— start Given material —
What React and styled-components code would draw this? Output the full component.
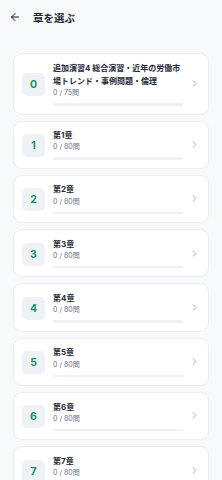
import React from 'react';
import styled, { createGlobalStyle } from 'styled-components';
import { ArrowLeft, ChevronRight } from 'lucide-react';

const chapters = [
  { no: 0, title: '追加演習4 総合演習・近年の労働市場トレンド・事例問題・倫理', done: 0, total: 75 },
  { no: 1, title: '第1章', done: 0, total: 80 },
  { no: 2, title: '第2章', done: 0, total: 80 },
  { no: 3, title: '第3章', done: 0, total: 80 },
  { no: 4, title: '第4章', done: 0, total: 80 },
  { no: 5, title: '第5章', done: 0, total: 80 },
  { no: 6, title: '第6章', done: 0, total: 80 },
  { no: 7, title: '第7章', done: 0, total: 80 },
];

const GlobalStyle = createGlobalStyle`
  body {
    margin: 0;
    background: #f8f9fa;
    font-family: "Inter", "Noto Sans CJK JP", sans-serif;
    color: #1f2937;
  }
`;

const Page = styled.div`
  min-height: 480px;
  background: #f8f9fa;
`;

const Header = styled.div`
  display: flex;
  align-items: center;
  gap: 12px;
  height: 34px;
  padding: 0 9px;
  box-sizing: border-box;
`;

const BackButton = styled.button`
  display: flex;
  align-items: center;
  justify-content: center;
  border: none;
  background: transparent;
  padding: 0;
  color: #111827;
  width: 12px;
  height: 12px;
`;

const Title = styled.h1`
  margin: 0;
  font-size: 10.5px;
  font-weight: 700;
  color: #1f2937;
`;

const List = styled.div`
  display: flex;
  flex-direction: column;
  gap: 6px;
  padding: 19px 13px 0;
`;

const Card = styled.div`
  display: flex;
  align-items: center;
  background: #fff;
  border: 1px solid #eceef1;
  border-radius: 9px;
  padding: 7.5px 8px 8px 8px;
`;

const Badge = styled.div`
  flex: none;
  width: 23px;
  height: 23px;
  border-radius: 5px;
  background: #eef2f6;
  color: #17935f;
  font-size: 10.5px;
  font-weight: 700;
  display: flex;
  align-items: center;
  justify-content: center;
  margin-right: 8px;
  margin-top: 2px;
`;

const Body = styled.div`
  flex: 1;
  min-width: 0;
  display: flex;
  flex-direction: column;
`;

const ChapterName = styled.div`
  font-size: 8px;
  font-weight: 700;
  line-height: 13.3px;
  color: #1f2937;
`;

const Count = styled.div`
  font-size: 7px;
  line-height: 10px;
  color: #6b7280;
`;

const Track = styled.div`
  margin-top: 5px;
  height: 2.5px;
  border-radius: 2px;
  background: #eef1f5;
`;

const Fill = styled.div`
  height: 100%;
  border-radius: 2px;
  background: #17935f;
`;

const Chevron = styled.div`
  flex: none;
  width: 17px;
  display: flex;
  justify-content: flex-end;
  color: #9ca3af;
`;

export default function App() {
  return (
    <Page>
      <GlobalStyle />
      <Header>
        <BackButton>
          <ArrowLeft size={12} strokeWidth={2} />
        </BackButton>
        <Title>章を選ぶ</Title>
      </Header>
      <List>
        {chapters.map((c) => (
          <Card key={c.no}>
            <Badge>{c.no}</Badge>
            <Body>
              <ChapterName>{c.title}</ChapterName>
              <Count>{c.done} / {c.total}問</Count>
              <Track>
                <Fill style={{ width: `${(c.done / c.total) * 100}%` }} />
              </Track>
            </Body>
            <Chevron>
              <ChevronRight size={11} strokeWidth={2} />
            </Chevron>
          </Card>
        ))}
      </List>
    </Page>
  );
}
— end Given material —
● **What to work on**
Wherever a line in the data above holds "components", copy that line.

● **Worked answer**
What React and styled-components code would draw this? Output the full component.
import styled, { createGlobalStyle } from 'styled-components';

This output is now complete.